--- REQUIREMENTS ---
Provide an exact copy of the data, excluding the images.

--- DATA BLOCK ---

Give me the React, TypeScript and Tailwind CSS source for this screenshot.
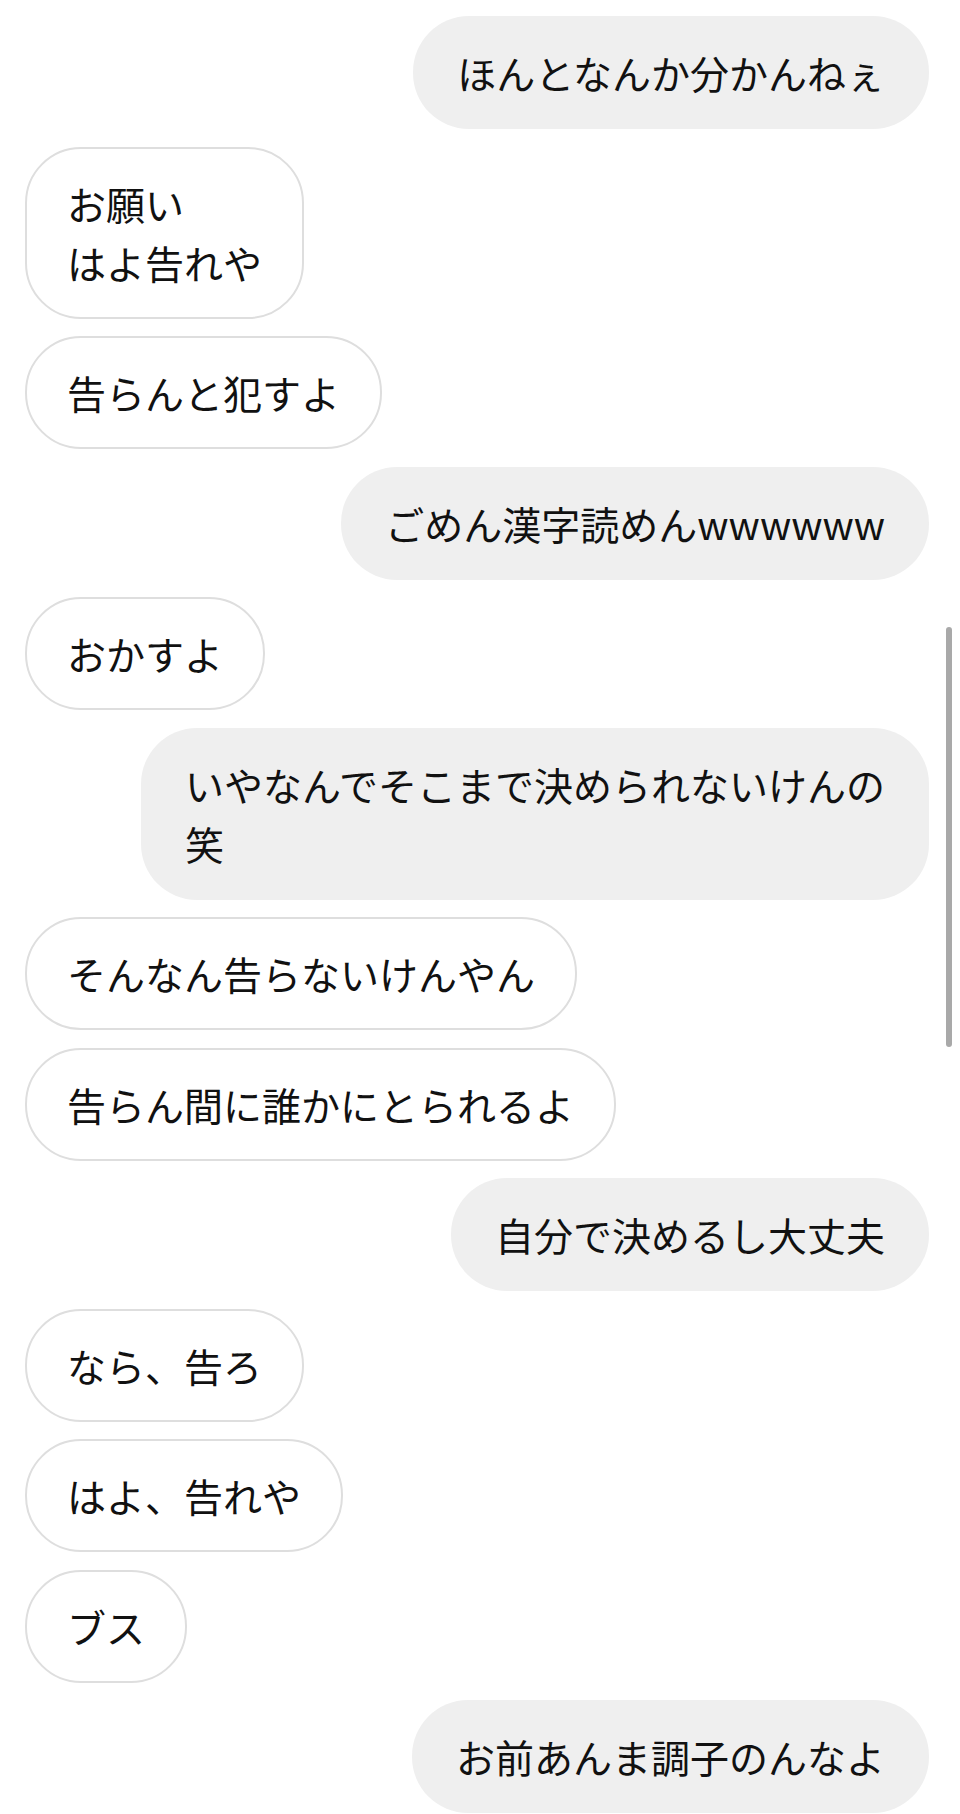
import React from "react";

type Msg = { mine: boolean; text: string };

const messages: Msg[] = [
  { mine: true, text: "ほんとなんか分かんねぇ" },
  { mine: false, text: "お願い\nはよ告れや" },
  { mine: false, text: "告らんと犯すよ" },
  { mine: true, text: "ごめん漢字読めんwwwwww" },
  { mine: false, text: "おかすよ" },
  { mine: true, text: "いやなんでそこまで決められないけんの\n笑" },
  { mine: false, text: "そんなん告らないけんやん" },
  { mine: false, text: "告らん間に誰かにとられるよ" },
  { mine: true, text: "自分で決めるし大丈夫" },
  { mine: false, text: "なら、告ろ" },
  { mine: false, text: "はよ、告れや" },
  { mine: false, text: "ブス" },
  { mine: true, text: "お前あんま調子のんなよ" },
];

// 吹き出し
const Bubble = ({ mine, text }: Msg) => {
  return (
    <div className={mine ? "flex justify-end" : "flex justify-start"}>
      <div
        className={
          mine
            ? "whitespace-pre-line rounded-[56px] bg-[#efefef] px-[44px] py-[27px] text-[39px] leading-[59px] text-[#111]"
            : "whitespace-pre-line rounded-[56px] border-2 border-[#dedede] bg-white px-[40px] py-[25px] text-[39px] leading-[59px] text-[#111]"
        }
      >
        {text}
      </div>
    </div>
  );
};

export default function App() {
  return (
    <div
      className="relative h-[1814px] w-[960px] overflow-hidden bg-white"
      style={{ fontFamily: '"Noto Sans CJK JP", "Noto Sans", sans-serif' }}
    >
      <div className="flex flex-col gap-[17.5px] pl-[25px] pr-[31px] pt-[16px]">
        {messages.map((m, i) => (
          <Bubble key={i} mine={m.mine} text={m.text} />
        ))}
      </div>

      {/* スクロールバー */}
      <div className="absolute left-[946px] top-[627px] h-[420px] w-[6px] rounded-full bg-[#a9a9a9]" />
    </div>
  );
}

--- COMPLETED EXERCISE ---
Give me the React, TypeScript and Tailwind CSS source for this screenshot.
import React from "react";

type Msg = { mine: boolean; text: string };

const messages: Msg[] = [
  { mine: true, text: "ほんとなんか分かんねぇ" },
  { mine: false, text: "お願い\nはよ告れや" },
  { mine: false, text: "告らんと犯すよ" },
  { mine: true, text: "ごめん漢字読めんwwwwww" },
  { mine: false, text: "おかすよ" },
  { mine: true, text: "いやなんでそこまで決められないけんの\n笑" },
  { mine: false, text: "そんなん告らないけんやん" },
  { mine: false, text: "告らん間に誰かにとられるよ" },
  { mine: true, text: "自分で決めるし大丈夫" },
  { mine: false, text: "なら、告ろ" },
  { mine: false, text: "はよ、告れや" },
  { mine: false, text: "ブス" },
  { mine: true, text: "お前あんま調子のんなよ" },
];

// 吹き出し
const Bubble = ({ mine, text }: Msg) => {
  return (
    <div className={mine ? "flex justify-end" : "flex justify-start"}>
      <div
        className={
          mine
            ? "whitespace-pre-line rounded-[56px] bg-[#efefef] px-[44px] py-[27px] text-[39px] leading-[59px] text-[#111]"
            : "whitespace-pre-line rounded-[56px] border-2 border-[#dedede] bg-white px-[40px] py-[25px] text-[39px] leading-[59px] text-[#111]"
        }
      >
        {text}
      </div>
    </div>
  );
};

export default function App() {
  return (
    <div
      className="relative h-[1814px] w-[960px] overflow-hidden bg-white"
      style={{ fontFamily: '"Noto Sans CJK JP", "Noto Sans", sans-serif' }}
    >
      <div className="flex flex-col gap-[17.5px] pl-[25px] pr-[31px] pt-[16px]">
        {messages.map((m, i) => (
          <Bubble key={i} mine={m.mine} text={m.text} />
        ))}
      </div>

      {/* スクロールバー */}
      <div className="absolute left-[946px] top-[627px] h-[420px] w-[6px] rounded-full bg-[#a9a9a9]" />
    </div>
  );
}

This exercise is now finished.